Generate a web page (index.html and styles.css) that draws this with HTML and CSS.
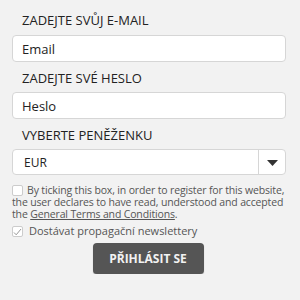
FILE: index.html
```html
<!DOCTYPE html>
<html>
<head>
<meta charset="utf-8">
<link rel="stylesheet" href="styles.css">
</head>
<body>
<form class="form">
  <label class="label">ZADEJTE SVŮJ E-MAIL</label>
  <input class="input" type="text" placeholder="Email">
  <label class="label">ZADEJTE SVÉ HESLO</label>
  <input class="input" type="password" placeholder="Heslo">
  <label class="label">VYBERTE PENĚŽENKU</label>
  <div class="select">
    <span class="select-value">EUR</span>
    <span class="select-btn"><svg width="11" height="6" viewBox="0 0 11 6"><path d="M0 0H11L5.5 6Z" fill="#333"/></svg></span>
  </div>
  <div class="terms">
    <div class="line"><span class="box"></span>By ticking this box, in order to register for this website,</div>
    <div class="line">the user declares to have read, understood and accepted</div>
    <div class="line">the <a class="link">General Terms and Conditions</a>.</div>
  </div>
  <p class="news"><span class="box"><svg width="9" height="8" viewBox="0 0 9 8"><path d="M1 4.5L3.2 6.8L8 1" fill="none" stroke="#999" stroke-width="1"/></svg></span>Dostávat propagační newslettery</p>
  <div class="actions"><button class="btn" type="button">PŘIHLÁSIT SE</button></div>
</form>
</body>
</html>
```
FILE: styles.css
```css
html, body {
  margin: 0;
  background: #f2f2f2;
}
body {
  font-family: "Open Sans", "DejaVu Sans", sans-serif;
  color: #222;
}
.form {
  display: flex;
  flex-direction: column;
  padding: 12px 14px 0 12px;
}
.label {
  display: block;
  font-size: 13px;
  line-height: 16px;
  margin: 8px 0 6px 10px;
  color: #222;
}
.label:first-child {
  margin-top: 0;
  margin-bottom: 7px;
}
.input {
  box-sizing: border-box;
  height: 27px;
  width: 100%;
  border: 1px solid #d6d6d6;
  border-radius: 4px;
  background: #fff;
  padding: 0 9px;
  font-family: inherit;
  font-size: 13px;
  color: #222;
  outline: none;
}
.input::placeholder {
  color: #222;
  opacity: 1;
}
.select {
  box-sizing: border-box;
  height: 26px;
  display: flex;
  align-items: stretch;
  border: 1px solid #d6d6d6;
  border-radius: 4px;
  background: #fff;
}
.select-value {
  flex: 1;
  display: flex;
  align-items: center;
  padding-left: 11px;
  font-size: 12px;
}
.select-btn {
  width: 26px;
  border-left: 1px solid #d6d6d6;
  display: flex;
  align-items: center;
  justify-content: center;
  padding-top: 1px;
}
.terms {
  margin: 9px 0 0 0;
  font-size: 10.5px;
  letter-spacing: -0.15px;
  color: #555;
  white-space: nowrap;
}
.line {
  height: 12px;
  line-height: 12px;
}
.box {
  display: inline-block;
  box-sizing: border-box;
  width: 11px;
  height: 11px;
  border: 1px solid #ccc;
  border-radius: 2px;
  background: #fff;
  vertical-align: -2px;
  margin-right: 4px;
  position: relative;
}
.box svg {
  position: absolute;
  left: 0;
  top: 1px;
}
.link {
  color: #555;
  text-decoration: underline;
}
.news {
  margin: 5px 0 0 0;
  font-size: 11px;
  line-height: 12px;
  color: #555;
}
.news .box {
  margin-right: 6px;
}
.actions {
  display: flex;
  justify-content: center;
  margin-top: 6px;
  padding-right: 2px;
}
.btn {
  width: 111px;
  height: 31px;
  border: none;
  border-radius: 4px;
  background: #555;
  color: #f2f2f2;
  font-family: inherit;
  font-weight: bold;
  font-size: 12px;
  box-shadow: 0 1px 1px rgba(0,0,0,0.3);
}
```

====

STATED GOAL: Omit the pictures and output all of the other material exactly.

RESULT BELOW:
Generate a web page (index.html and styles.css) that draws this with HTML and CSS.
FILE: index.html
```html
<!DOCTYPE html>
<html>
<head>
<meta charset="utf-8">
<link rel="stylesheet" href="styles.css">
</head>
<body>
<form class="form">
  <label class="label">ZADEJTE SVŮJ E-MAIL</label>
  <input class="input" type="text" placeholder="Email">
  <label class="label">ZADEJTE SVÉ HESLO</label>
  <input class="input" type="password" placeholder="Heslo">
  <label class="label">VYBERTE PENĚŽENKU</label>
  <div class="select">
    <span class="select-value">EUR</span>
    <span class="select-btn"><svg width="11" height="6" viewBox="0 0 11 6"><path d="M0 0H11L5.5 6Z" fill="#333"/></svg></span>
  </div>
  <div class="terms">
    <div class="line"><span class="box"></span>By ticking this box, in order to register for this website,</div>
    <div class="line">the user declares to have read, understood and accepted</div>
    <div class="line">the <a class="link">General Terms and Conditions</a>.</div>
  </div>
  <p class="news"><span class="box"><svg width="9" height="8" viewBox="0 0 9 8"><path d="M1 4.5L3.2 6.8L8 1" fill="none" stroke="#999" stroke-width="1"/></svg></span>Dostávat propagační newslettery</p>
  <div class="actions"><button class="btn" type="button">PŘIHLÁSIT SE</button></div>
</form>
</body>
</html>
```
FILE: styles.css
```css
html, body {
  margin: 0;
  background: #f2f2f2;
}
body {
  font-family: "Open Sans", "DejaVu Sans", sans-serif;
  color: #222;
}
.form {
  display: flex;
  flex-direction: column;
  padding: 12px 14px 0 12px;
}
.label {
  display: block;
  font-size: 13px;
  line-height: 16px;
  margin: 8px 0 6px 10px;
  color: #222;
}
.label:first-child {
  margin-top: 0;
  margin-bottom: 7px;
}
.input {
  box-sizing: border-box;
  height: 27px;
  width: 100%;
  border: 1px solid #d6d6d6;
  border-radius: 4px;
  background: #fff;
  padding: 0 9px;
  font-family: inherit;
  font-size: 13px;
  color: #222;
  outline: none;
}
.input::placeholder {
  color: #222;
  opacity: 1;
}
.select {
  box-sizing: border-box;
  height: 26px;
  display: flex;
  align-items: stretch;
  border: 1px solid #d6d6d6;
  border-radius: 4px;
  background: #fff;
}
.select-value {
  flex: 1;
  display: flex;
  align-items: center;
  padding-left: 11px;
  font-size: 12px;
}
.select-btn {
  width: 26px;
  border-left: 1px solid #d6d6d6;
  display: flex;
  align-items: center;
  justify-content: center;
  padding-top: 1px;
}
.terms {
  margin: 9px 0 0 0;
  font-size: 10.5px;
  letter-spacing: -0.15px;
  color: #555;
  white-space: nowrap;
}
.line {
  height: 12px;
  line-height: 12px;
}
.box {
  display: inline-block;
  box-sizing: border-box;
  width: 11px;
  height: 11px;
  border: 1px solid #ccc;
  border-radius: 2px;
  background: #fff;
  vertical-align: -2px;
  margin-right: 4px;
  position: relative;
}
.box svg {
  position: absolute;
  left: 0;
  top: 1px;
}
.link {
  color: #555;
  text-decoration: underline;
}
.news {
  margin: 5px 0 0 0;
  font-size: 11px;
  line-height: 12px;
  color: #555;
}
.news .box {
  margin-right: 6px;
}
.actions {
  display: flex;
  justify-content: center;
  margin-top: 6px;
  padding-right: 2px;
}
.btn {
  width: 111px;
  height: 31px;
  border: none;
  border-radius: 4px;
  background: #555;
  color: #f2f2f2;
  font-family: inherit;
  font-weight: bold;
  font-size: 12px;
  box-shadow: 0 1px 1px rgba(0,0,0,0.3);
}
```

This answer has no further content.